I’d tried to prepare my son. You know, just in case.
I’d previously been to Wembley three times. The old Wembley once, this new Wembley twice. Three visits to the renowned, fabled stadium. And three times I’d seen my team get beat. I’d once proclaimed that I’d retired from Wembley. Who’d have thought that of a Manchester City fan, a few years ago? But then my boy came along.
“Even if we lose,” I’d told him, “you’ll get to experience Cup Final day. A match at Wembley. You will come back again.”
I needn’t have worried. For once everything went as planned. A crushing, 6-0 win and quite a memorable day. An historic domestic treble, although this was actually our fourth trophy of the season.

When the fourth goal went in, the man sat on the other side of my son hugged him, and then said to me, while beckoning towards his own young boy: “They don’t know how lucky they are, do they?”
I knew what he meant. The 90’s were a nightmare. Schooldays were insufferable.
“What do you think we’ll win this season?” James had asked me back in August.
Listen to him, I thought, the new City fan. Full of expectation.

There is a ‘knowing’ among we older fans. A wisdom built on pain. But on Saturday we could forget all that, that part of our DNA was lost in celebration.
And the music was great, too. Belting out adopted, and adapted, anthems by Mancunian bands such as Oasis, James and Joy Division. And that certain band from up the East Lancs: The Beatles.
Before the game I met up with some familiar faces from my past, camaraderies of work place and youth.
I never got to go to a City game with my Dad, but I know the stories. The ’56 Trautmann final. He and his friends reported missing, later found sleeping in an otherwise empty train in the Manchester sidings.
I was conscious I was making new memories for my lad. Life is all about passing on the baton. Saturday was a marker for him.
And then Monday night, a time to celebrate in our own backyard, my son and daughter decked out with replica kits and flags.
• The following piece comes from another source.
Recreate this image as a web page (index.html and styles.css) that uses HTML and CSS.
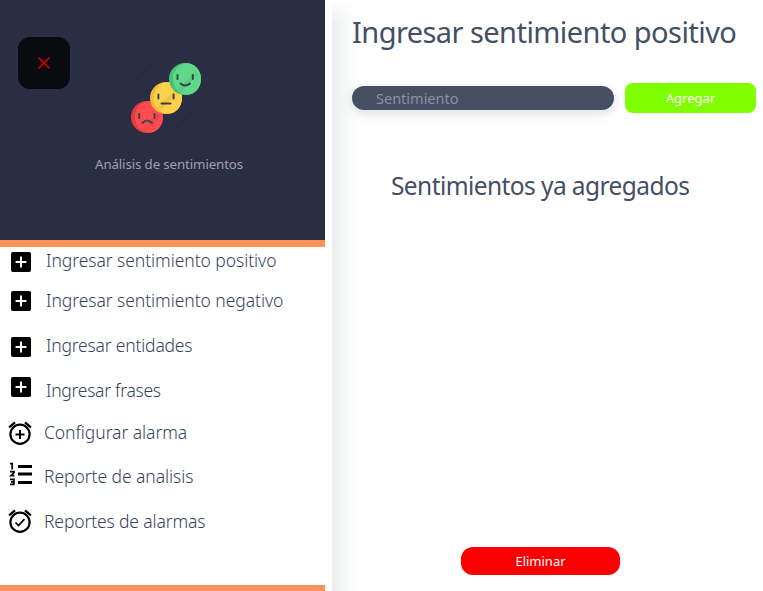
FILE: index.html
```
<!DOCTYPE html>
<html lang="es">
<head>
<meta charset="utf-8">
<title>Análisis de sentimientos</title>
<link rel="stylesheet" href="styles.css">
</head>
<body>
<svg width="0" height="0" class="defs">
  <symbol id="plus" viewBox="0 0 20 20"><rect width="20" height="20" rx="2"/><path d="M10 4.600v10.800M4.600 10h10.800" stroke="#fff" stroke-width="2"/></symbol>
  <symbol id="alarm" viewBox="0 0 24 24"><g fill="none" stroke="#000" stroke-width="2.200"><circle cx="12" cy="13.300" r="9.600"/><path d="M1.100 6.300 7 1.400M22.900 6.300 17 1.400"/></g></symbol>
</svg>
<div class="app">
  <aside class="sidebar">
    <header class="brand">
      <button class="close" aria-label="Cerrar"><svg width="12" height="12" viewBox="0 0 12 12"><path d="M.5.5l11 11M11.5.5l-11 11" stroke="#c80000" stroke-width="1.600"/></svg></button>
      <svg class="faces" width="72" height="72" viewBox="0 0 72 72">
        <path class="streaks" d="M4 20 22 2M2 34 35 1M45 68 68 45M55 69 69 55"/>
        <circle cx="17" cy="55" r="16" fill="#e03d43"/><ellipse cx="19" cy="55" rx="14" ry="15.800" fill="#ff4b4f"/><path class="ink" d="M9.200 52v4M24.500 52v4M12.500 61q4.500-5 9.500 0"/>
        <circle cx="36" cy="36" r="16" fill="#eebd3c"/><ellipse cx="38" cy="36" rx="14" ry="15.800" fill="#ffd04b"/><path class="ink" d="M28.400 32.500v4M43.600 32.500v4M31.500 41.600h9"/>
        <circle cx="55" cy="17" r="16" fill="#4bbf73"/><ellipse cx="57" cy="17" rx="14" ry="15.800" fill="#5fd889"/><path class="ink" d="M47.500 13v4M62.800 13v4M50.500 21.500q4.500 4 9.500 0"/>
        <path class="shine" d="M15 67 29 53M28 48 49 27M49 29 67 11"/>
      </svg>
      <p class="tagline"><span>Análisis de sentimientos</span></p>
    </header>
    <nav class="menu">
      <a class="item r1"><svg class="icon box"><use href="#plus"/></svg><span>Ingresar sentimiento positivo</span></a>
      <a class="item r2"><svg class="icon box"><use href="#plus"/></svg><span>Ingresar sentimiento negativo</span></a>
      <a class="item r3"><svg class="icon box"><use href="#plus"/></svg><span>Ingresar entidades</span></a>
      <a class="item r4"><svg class="icon box"><use href="#plus"/></svg><span>Ingresar frases</span></a>
      <a class="item r5"><svg class="icon wide" viewBox="0 0 24 24"><use href="#alarm"/><path d="M12 9v9M7.500 13.500h9" stroke="#000" stroke-width="2"/></svg><span>Configurar alarma</span></a>
      <a class="item r6"><svg class="icon wide" viewBox="0 0 24 24"><path d="M10 4.500h14M10 12h14M10 20.500h14" stroke="#000" stroke-width="2.800"/><path d="M2 1.700h2.200v5.800M2 9.700h4v1l-3 3h3.400M2 17.300h3.900v5H2M3 19.800h3" fill="none" stroke="#000" stroke-width="1.700"/></svg><span>Reporte de analisis</span></a>
      <a class="item r7"><svg class="icon wide" viewBox="0 0 24 24"><use href="#alarm"/><path d="M7.500 13.500l3 3 6-6.300" fill="none" stroke="#000" stroke-width="1.700"/></svg><span>Reportes de alarmas</span></a>
    </nav>
  </aside>
  <main class="content">
    <h1><span>Ingresar sentimiento positivo</span></h1>
    <form class="entry">
      <input type="text" placeholder="Sentimiento">
      <button class="add" type="button">Agregar</button>
    </form>
    <h2><span>Sentimientos ya agregados</span></h2>
    <button class="remove" type="button">Eliminar</button>
  </main>
</div>
</body>
</html>
```
FILE: styles.css
```
* { box-sizing: border-box; }
body { margin: 0; background: #fff; font-family: "Noto Sans", "Open Sans", sans-serif; color: #444f64; }
button, input { border: 0; padding: 0; font-family: inherit; }
.defs { position: absolute; }
.app { display: flex; width: 763px; height: 591px; overflow: hidden; }
.sidebar { width: 325px; height: 591px; flex: none; border-bottom: 6px solid #ff9159; }
.brand { position: relative; height: 247px; padding-top: 62px; background: #2a2e43; border-bottom: 7px solid #ff9159; }
.close { position: absolute; left: 18px; top: 37px; width: 52px; height: 52px; border-radius: 12px; background: #0a0b11; display: flex; align-items: center; justify-content: center; }
.faces { display: block; margin-left: 130px; }
.ink { fill: none; stroke: #3c4448; stroke-width: 2; stroke-linecap: round; }
.streaks { fill: none; stroke: #282c41; stroke-width: 2; }
.shine { fill: none; stroke: #000; stroke-opacity: .05; stroke-width: 4; }
.tagline { margin: 20px 0 0 95px; font-size: 13.300px; line-height: 20px; color: #9fa1ac; white-space: nowrap; letter-spacing: -.12px; }
.menu { display: flex; flex-direction: column; }
.item { display: flex; align-items: center; height: 28px; font-size: 17.500px; font-weight: 300; line-height: 28px; white-space: nowrap; letter-spacing: -.06px; color: #35435c; }
.item span { margin-top: -2px; }
.icon { flex: none; display: block; }
.box { width: 20px; height: 20px; margin-left: 11px; margin-right: 15px; }
.wide { width: 24px; height: 24px; margin-left: 8px; margin-right: 12px; }
.r1 .icon { margin-top: 2px; }
.r2 { margin-top: 12px; }
.r3 { margin-top: 17px; letter-spacing: -.2px; }
.r3 .icon { margin-top: 2px; }
.r4 { margin-top: 17px; letter-spacing: -.28px; }
.r4 .icon { margin-bottom: 8px; }
.r5 { margin-top: 14px; }
.r6 { margin-top: 16px; }
.r6 .icon { margin-bottom: 6px; }
.r7 { margin-top: 17px; letter-spacing: -.14px; }
.r7 .icon { margin-bottom: 3px; }
.content { flex: none; width: 431px; height: 591px; margin-left: 7px; padding-left: 20px; background: linear-gradient(#fff, rgba(255,255,255,0) 22px), linear-gradient(90deg, #eceef0, #f4f5f6 10px, #fbfcfc 20px, #fff 30px); }
h1 { margin: 0; padding-top: 11px; font-size: 29px; font-weight: 400; line-height: 42px; height: 54px; white-space: nowrap; letter-spacing: -.56px; }
.entry { display: flex; align-items: center; gap: 11px; margin-top: 29px; height: 30px; }
input { width: 262px; height: 24px; padding-left: 24px; border-radius: 12px; background: #455064; font-size: 14.500px; box-shadow: 0 3px 12px rgba(0,0,0,.14); }
input::placeholder { color: #8a91a0; opacity: 1; }
.add { width: 131px; height: 30px; border-radius: 8px; background: #80ff00; color: #fff; font-size: 13px; }
h2 { margin: 55px 0 0 39px; font-size: 24.500px; font-weight: 400; line-height: 36px; white-space: nowrap; letter-spacing: -.58px; }
.remove { display: block; width: 159px; height: 28px; margin: 343px 0 0 109px; border-radius: 12px; background: #fb0000; color: #fff; font-size: 13px; }
```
We went into Manchester to see the victory parade, as the Manchester City players milked the acclaim while showing off the four pieces of silverware that they’d won this season.
And to say goodbye to Vincent Kompany, our most successful captain and our leader, whose stature is just as great off the field. An adopted Mancunian from Belgium, he had married a local girl and wanted to give something back to the city that had given him so much in his eleven years here. He’d set up, with the mayor of Greater Manchester, a charity called Tackle4MCR, to help the city’s homeless, and all of the money from his testimonial year was going into that.
It was loud and jovial, (blue) Mancunians at their best, people gaining vantage points from bus shelter roofs and clinging halfway up lampposts, singing songs and cheering on their heroes.

In the middle of this lot, this throng 100,000 strong, my wife turned to me. “I need a wee.”
I suddenly imagined another use for one of those trophies.